Comrade Waltmire stressed the fact that in his platform he mentioned that he was “endorsed by the Socialist party.” A very curious formulation not at all justified because the election was theoretically “non-partisan.” That phrase conceals Waltmire’s membership in the party more than it reveals it. Proudly he asserted that the reactionary Daily News and the conservative Municipal Voters’ League also endorsed him. One could just as easily surmise that he was a member of the Municipal Voters’ League. For a Socialist candidate simply to state that he is endorsed by the Socialist party is a slap in the party’s face.

No comrades, the attitude expressed by one comrade that we must get results no matter how we get them, is a self-defeating one. That attitude led Upton Sinclair into the Democratic Party; that attitude will lead. many a member of the party into some kind of a Progressive party. No Socialist can afford to forget for one moment the fundamental Marxist principle that we can achieve socialism either through the conscious action of the working class aided by the middle class, or we do not get it at all.
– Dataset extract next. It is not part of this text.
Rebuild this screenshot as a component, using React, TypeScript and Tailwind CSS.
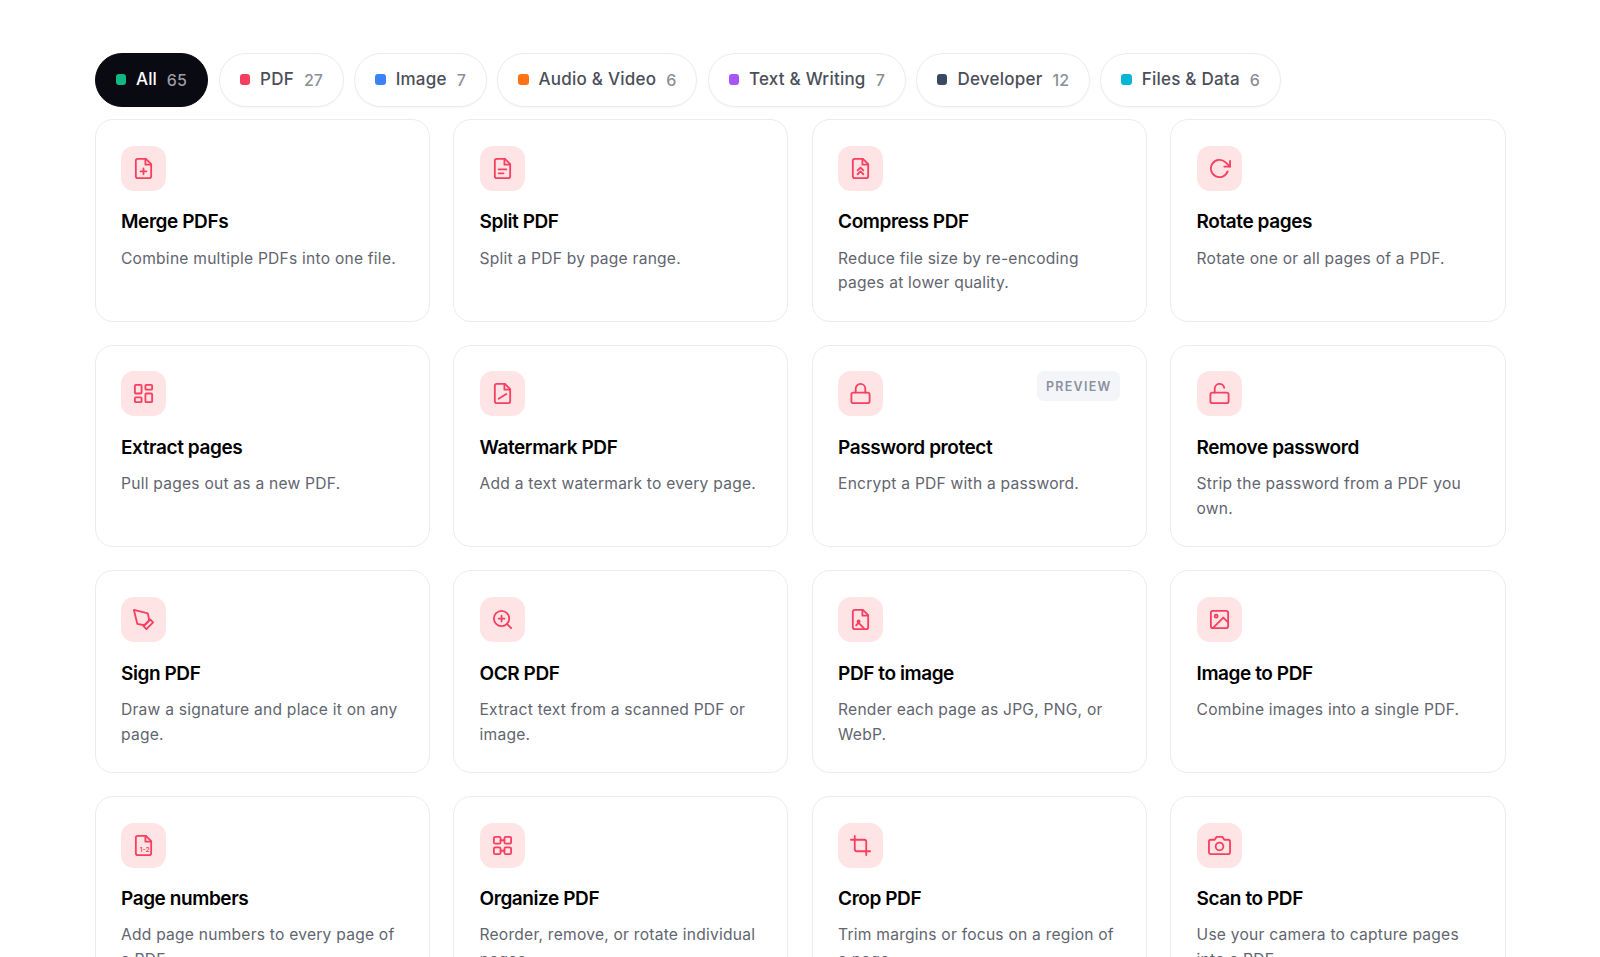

Have we already forgotten? Is it so difficult for us to remember that only two years ago the Hitler cohorts smashed the Social Democratic party of Germany and the Communist party without any resistance? And together, they had millions and millions of votes; victory will come to the working class only if it is conscious and willing to struggle and sacrifice and if it is led by a determined revolutionary Socialist party. To deceive ourselves with numbers of votes is to prepare for ourselves the fate of our brothers in Germany the hell of fascist concentration camps and the chopping off of our heads.